┌──

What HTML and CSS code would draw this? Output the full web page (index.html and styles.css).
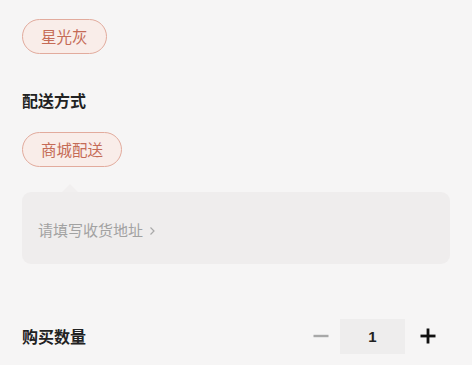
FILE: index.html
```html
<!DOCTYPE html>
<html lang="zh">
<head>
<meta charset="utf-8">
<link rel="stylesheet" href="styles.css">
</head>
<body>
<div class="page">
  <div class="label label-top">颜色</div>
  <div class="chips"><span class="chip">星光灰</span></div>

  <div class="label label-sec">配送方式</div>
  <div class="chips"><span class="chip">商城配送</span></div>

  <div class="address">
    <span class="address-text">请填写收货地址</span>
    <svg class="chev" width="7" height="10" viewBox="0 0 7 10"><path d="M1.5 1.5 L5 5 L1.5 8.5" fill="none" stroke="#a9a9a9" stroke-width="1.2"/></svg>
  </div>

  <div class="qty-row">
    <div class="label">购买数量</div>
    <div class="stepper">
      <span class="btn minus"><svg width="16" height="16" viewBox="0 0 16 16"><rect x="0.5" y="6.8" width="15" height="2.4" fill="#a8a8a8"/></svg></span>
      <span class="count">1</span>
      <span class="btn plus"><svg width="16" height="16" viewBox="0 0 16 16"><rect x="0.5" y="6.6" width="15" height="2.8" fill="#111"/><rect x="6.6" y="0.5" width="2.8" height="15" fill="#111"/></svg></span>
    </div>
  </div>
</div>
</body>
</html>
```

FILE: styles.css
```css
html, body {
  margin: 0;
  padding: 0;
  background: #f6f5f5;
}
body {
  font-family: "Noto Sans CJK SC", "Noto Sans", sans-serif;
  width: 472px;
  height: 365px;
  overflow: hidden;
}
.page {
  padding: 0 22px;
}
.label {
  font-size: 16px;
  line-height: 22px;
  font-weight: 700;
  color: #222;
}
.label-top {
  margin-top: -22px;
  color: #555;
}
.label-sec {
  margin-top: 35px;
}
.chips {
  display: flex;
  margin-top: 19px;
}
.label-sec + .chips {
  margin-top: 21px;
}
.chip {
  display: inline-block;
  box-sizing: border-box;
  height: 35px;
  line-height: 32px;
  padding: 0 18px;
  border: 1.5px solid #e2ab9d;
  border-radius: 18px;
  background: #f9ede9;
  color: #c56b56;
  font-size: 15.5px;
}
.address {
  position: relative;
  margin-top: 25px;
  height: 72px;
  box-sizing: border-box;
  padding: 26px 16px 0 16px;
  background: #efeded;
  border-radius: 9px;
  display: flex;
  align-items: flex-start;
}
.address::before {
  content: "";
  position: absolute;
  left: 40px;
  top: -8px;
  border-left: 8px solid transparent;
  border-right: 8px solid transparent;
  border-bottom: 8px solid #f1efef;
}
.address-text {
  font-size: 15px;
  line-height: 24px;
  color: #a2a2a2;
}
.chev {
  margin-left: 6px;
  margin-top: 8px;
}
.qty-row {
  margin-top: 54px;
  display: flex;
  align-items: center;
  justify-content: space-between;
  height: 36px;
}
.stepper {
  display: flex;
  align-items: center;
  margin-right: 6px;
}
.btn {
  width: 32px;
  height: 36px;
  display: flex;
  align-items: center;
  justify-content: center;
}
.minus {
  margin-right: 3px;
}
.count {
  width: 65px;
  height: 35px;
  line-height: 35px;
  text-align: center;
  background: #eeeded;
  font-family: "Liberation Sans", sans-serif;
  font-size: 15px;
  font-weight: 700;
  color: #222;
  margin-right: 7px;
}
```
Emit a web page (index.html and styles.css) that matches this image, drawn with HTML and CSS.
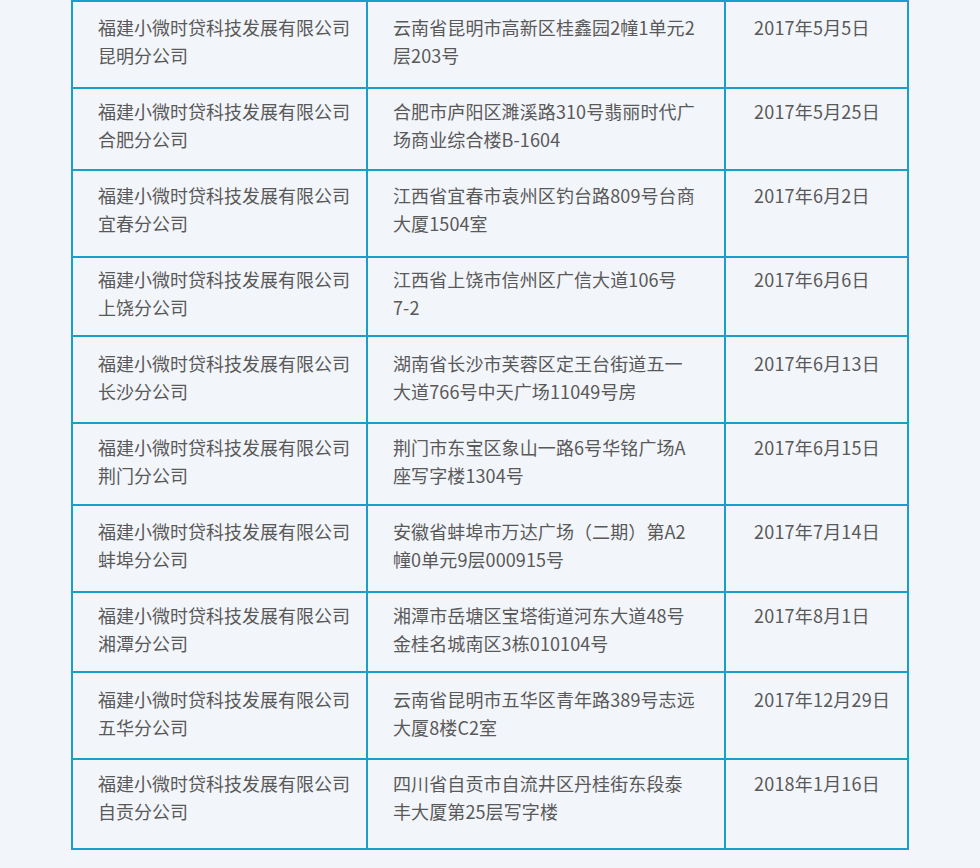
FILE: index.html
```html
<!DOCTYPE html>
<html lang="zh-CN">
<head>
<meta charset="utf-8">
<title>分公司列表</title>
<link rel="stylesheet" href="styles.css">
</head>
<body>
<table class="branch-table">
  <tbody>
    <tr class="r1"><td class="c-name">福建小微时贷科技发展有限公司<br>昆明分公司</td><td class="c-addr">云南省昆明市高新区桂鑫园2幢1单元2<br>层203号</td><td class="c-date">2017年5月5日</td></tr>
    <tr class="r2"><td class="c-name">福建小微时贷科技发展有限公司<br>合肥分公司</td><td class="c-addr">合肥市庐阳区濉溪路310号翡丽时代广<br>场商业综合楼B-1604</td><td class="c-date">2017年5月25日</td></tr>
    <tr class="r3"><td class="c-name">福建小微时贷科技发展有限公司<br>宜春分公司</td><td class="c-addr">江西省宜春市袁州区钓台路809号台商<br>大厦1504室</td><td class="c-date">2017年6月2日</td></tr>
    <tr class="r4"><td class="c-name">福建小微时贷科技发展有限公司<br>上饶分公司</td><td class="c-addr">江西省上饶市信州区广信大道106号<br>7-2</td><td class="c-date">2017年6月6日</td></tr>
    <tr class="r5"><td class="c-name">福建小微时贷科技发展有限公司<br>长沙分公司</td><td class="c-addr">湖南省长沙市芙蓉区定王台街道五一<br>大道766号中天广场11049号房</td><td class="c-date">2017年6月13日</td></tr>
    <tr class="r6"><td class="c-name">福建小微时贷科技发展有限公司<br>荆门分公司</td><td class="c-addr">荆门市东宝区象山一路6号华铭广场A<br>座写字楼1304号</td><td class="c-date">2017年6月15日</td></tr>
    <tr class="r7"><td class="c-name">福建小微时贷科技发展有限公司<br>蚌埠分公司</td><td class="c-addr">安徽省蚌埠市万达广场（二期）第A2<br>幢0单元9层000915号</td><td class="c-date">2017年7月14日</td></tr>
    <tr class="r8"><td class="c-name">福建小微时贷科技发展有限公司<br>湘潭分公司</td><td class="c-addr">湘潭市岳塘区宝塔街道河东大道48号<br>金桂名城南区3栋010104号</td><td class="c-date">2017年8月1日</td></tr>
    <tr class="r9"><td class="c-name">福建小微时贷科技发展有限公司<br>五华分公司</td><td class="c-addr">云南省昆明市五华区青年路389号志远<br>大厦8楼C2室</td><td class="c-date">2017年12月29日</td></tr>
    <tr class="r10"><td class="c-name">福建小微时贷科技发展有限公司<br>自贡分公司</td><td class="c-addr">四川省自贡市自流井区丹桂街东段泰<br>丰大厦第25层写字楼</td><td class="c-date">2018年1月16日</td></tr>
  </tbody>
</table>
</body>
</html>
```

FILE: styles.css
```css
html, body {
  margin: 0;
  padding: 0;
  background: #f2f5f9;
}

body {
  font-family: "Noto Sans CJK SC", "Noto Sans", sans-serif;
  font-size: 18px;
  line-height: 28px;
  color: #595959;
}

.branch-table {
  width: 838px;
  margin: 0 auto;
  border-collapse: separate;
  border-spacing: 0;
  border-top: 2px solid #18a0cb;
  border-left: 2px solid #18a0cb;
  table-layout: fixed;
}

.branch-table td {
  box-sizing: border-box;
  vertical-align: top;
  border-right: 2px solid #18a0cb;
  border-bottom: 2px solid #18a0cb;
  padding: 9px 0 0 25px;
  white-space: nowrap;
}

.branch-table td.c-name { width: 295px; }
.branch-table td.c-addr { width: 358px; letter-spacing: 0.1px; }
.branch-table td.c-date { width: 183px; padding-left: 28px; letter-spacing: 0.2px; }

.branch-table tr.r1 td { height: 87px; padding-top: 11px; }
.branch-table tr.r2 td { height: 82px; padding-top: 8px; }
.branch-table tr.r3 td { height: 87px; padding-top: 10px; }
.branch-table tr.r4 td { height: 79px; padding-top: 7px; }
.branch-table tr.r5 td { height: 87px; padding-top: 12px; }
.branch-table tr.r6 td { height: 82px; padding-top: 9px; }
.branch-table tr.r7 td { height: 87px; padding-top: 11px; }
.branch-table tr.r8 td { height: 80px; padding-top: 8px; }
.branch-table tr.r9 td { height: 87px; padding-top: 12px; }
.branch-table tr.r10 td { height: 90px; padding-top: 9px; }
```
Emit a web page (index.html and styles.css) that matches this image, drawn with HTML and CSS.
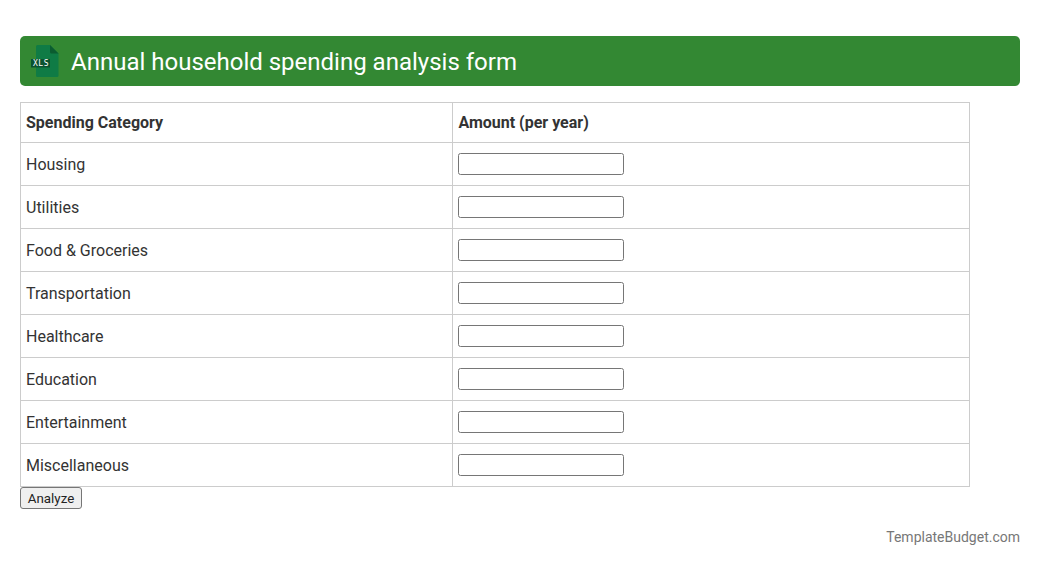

└──

What needs to be done => Repeat each entry exactly. Pictures do not belong in the copy.

Result =>
What HTML and CSS code would draw this? Output the full web page (index.html and styles.css).
FILE: index.html
```html
<!DOCTYPE html>
<html lang="zh">
<head>
<meta charset="utf-8">
<link rel="stylesheet" href="styles.css">
</head>
<body>
<div class="page">
  <div class="label label-top">颜色</div>
  <div class="chips"><span class="chip">星光灰</span></div>

  <div class="label label-sec">配送方式</div>
  <div class="chips"><span class="chip">商城配送</span></div>

  <div class="address">
    <span class="address-text">请填写收货地址</span>
    <svg class="chev" width="7" height="10" viewBox="0 0 7 10"><path d="M1.5 1.5 L5 5 L1.5 8.5" fill="none" stroke="#a9a9a9" stroke-width="1.2"/></svg>
  </div>

  <div class="qty-row">
    <div class="label">购买数量</div>
    <div class="stepper">
      <span class="btn minus"><svg width="16" height="16" viewBox="0 0 16 16"><rect x="0.5" y="6.8" width="15" height="2.4" fill="#a8a8a8"/></svg></span>
      <span class="count">1</span>
      <span class="btn plus"><svg width="16" height="16" viewBox="0 0 16 16"><rect x="0.5" y="6.6" width="15" height="2.8" fill="#111"/><rect x="6.6" y="0.5" width="2.8" height="15" fill="#111"/></svg></span>
    </div>
  </div>
</div>
</body>
</html>
```

FILE: styles.css
```css
html, body {
  margin: 0;
  padding: 0;
  background: #f6f5f5;
}
body {
  font-family: "Noto Sans CJK SC", "Noto Sans", sans-serif;
  width: 472px;
  height: 365px;
  overflow: hidden;
}
.page {
  padding: 0 22px;
}
.label {
  font-size: 16px;
  line-height: 22px;
  font-weight: 700;
  color: #222;
}
.label-top {
  margin-top: -22px;
  color: #555;
}
.label-sec {
  margin-top: 35px;
}
.chips {
  display: flex;
  margin-top: 19px;
}
.label-sec + .chips {
  margin-top: 21px;
}
.chip {
  display: inline-block;
  box-sizing: border-box;
  height: 35px;
  line-height: 32px;
  padding: 0 18px;
  border: 1.5px solid #e2ab9d;
  border-radius: 18px;
  background: #f9ede9;
  color: #c56b56;
  font-size: 15.5px;
}
.address {
  position: relative;
  margin-top: 25px;
  height: 72px;
  box-sizing: border-box;
  padding: 26px 16px 0 16px;
  background: #efeded;
  border-radius: 9px;
  display: flex;
  align-items: flex-start;
}
.address::before {
  content: "";
  position: absolute;
  left: 40px;
  top: -8px;
  border-left: 8px solid transparent;
  border-right: 8px solid transparent;
  border-bottom: 8px solid #f1efef;
}
.address-text {
  font-size: 15px;
  line-height: 24px;
  color: #a2a2a2;
}
.chev {
  margin-left: 6px;
  margin-top: 8px;
}
.qty-row {
  margin-top: 54px;
  display: flex;
  align-items: center;
  justify-content: space-between;
  height: 36px;
}
.stepper {
  display: flex;
  align-items: center;
  margin-right: 6px;
}
.btn {
  width: 32px;
  height: 36px;
  display: flex;
  align-items: center;
  justify-content: center;
}
.minus {
  margin-right: 3px;
}
.count {
  width: 65px;
  height: 35px;
  line-height: 35px;
  text-align: center;
  background: #eeeded;
  font-family: "Liberation Sans", sans-serif;
  font-size: 15px;
  font-weight: 700;
  color: #222;
  margin-right: 7px;
}
```
Emit a web page (index.html and styles.css) that matches this image, drawn with HTML and CSS.
FILE: index.html
```html
<!DOCTYPE html>
<html lang="zh-CN">
<head>
<meta charset="utf-8">
<title>分公司列表</title>
<link rel="stylesheet" href="styles.css">
</head>
<body>
<table class="branch-table">
  <tbody>
    <tr class="r1"><td class="c-name">福建小微时贷科技发展有限公司<br>昆明分公司</td><td class="c-addr">云南省昆明市高新区桂鑫园2幢1单元2<br>层203号</td><td class="c-date">2017年5月5日</td></tr>
    <tr class="r2"><td class="c-name">福建小微时贷科技发展有限公司<br>合肥分公司</td><td class="c-addr">合肥市庐阳区濉溪路310号翡丽时代广<br>场商业综合楼B-1604</td><td class="c-date">2017年5月25日</td></tr>
    <tr class="r3"><td class="c-name">福建小微时贷科技发展有限公司<br>宜春分公司</td><td class="c-addr">江西省宜春市袁州区钓台路809号台商<br>大厦1504室</td><td class="c-date">2017年6月2日</td></tr>
    <tr class="r4"><td class="c-name">福建小微时贷科技发展有限公司<br>上饶分公司</td><td class="c-addr">江西省上饶市信州区广信大道106号<br>7-2</td><td class="c-date">2017年6月6日</td></tr>
    <tr class="r5"><td class="c-name">福建小微时贷科技发展有限公司<br>长沙分公司</td><td class="c-addr">湖南省长沙市芙蓉区定王台街道五一<br>大道766号中天广场11049号房</td><td class="c-date">2017年6月13日</td></tr>
    <tr class="r6"><td class="c-name">福建小微时贷科技发展有限公司<br>荆门分公司</td><td class="c-addr">荆门市东宝区象山一路6号华铭广场A<br>座写字楼1304号</td><td class="c-date">2017年6月15日</td></tr>
    <tr class="r7"><td class="c-name">福建小微时贷科技发展有限公司<br>蚌埠分公司</td><td class="c-addr">安徽省蚌埠市万达广场（二期）第A2<br>幢0单元9层000915号</td><td class="c-date">2017年7月14日</td></tr>
    <tr class="r8"><td class="c-name">福建小微时贷科技发展有限公司<br>湘潭分公司</td><td class="c-addr">湘潭市岳塘区宝塔街道河东大道48号<br>金桂名城南区3栋010104号</td><td class="c-date">2017年8月1日</td></tr>
    <tr class="r9"><td class="c-name">福建小微时贷科技发展有限公司<br>五华分公司</td><td class="c-addr">云南省昆明市五华区青年路389号志远<br>大厦8楼C2室</td><td class="c-date">2017年12月29日</td></tr>
    <tr class="r10"><td class="c-name">福建小微时贷科技发展有限公司<br>自贡分公司</td><td class="c-addr">四川省自贡市自流井区丹桂街东段泰<br>丰大厦第25层写字楼</td><td class="c-date">2018年1月16日</td></tr>
  </tbody>
</table>
</body>
</html>
```

FILE: styles.css
```css
html, body {
  margin: 0;
  padding: 0;
  background: #f2f5f9;
}

body {
  font-family: "Noto Sans CJK SC", "Noto Sans", sans-serif;
  font-size: 18px;
  line-height: 28px;
  color: #595959;
}

.branch-table {
  width: 838px;
  margin: 0 auto;
  border-collapse: separate;
  border-spacing: 0;
  border-top: 2px solid #18a0cb;
  border-left: 2px solid #18a0cb;
  table-layout: fixed;
}

.branch-table td {
  box-sizing: border-box;
  vertical-align: top;
  border-right: 2px solid #18a0cb;
  border-bottom: 2px solid #18a0cb;
  padding: 9px 0 0 25px;
  white-space: nowrap;
}

.branch-table td.c-name { width: 295px; }
.branch-table td.c-addr { width: 358px; letter-spacing: 0.1px; }
.branch-table td.c-date { width: 183px; padding-left: 28px; letter-spacing: 0.2px; }

.branch-table tr.r1 td { height: 87px; padding-top: 11px; }
.branch-table tr.r2 td { height: 82px; padding-top: 8px; }
.branch-table tr.r3 td { height: 87px; padding-top: 10px; }
.branch-table tr.r4 td { height: 79px; padding-top: 7px; }
.branch-table tr.r5 td { height: 87px; padding-top: 12px; }
.branch-table tr.r6 td { height: 82px; padding-top: 9px; }
.branch-table tr.r7 td { height: 87px; padding-top: 11px; }
.branch-table tr.r8 td { height: 80px; padding-top: 8px; }
.branch-table tr.r9 td { height: 87px; padding-top: 12px; }
.branch-table tr.r10 td { height: 90px; padding-top: 9px; }
```
Emit a web page (index.html and styles.css) that matches this image, drawn with HTML and CSS.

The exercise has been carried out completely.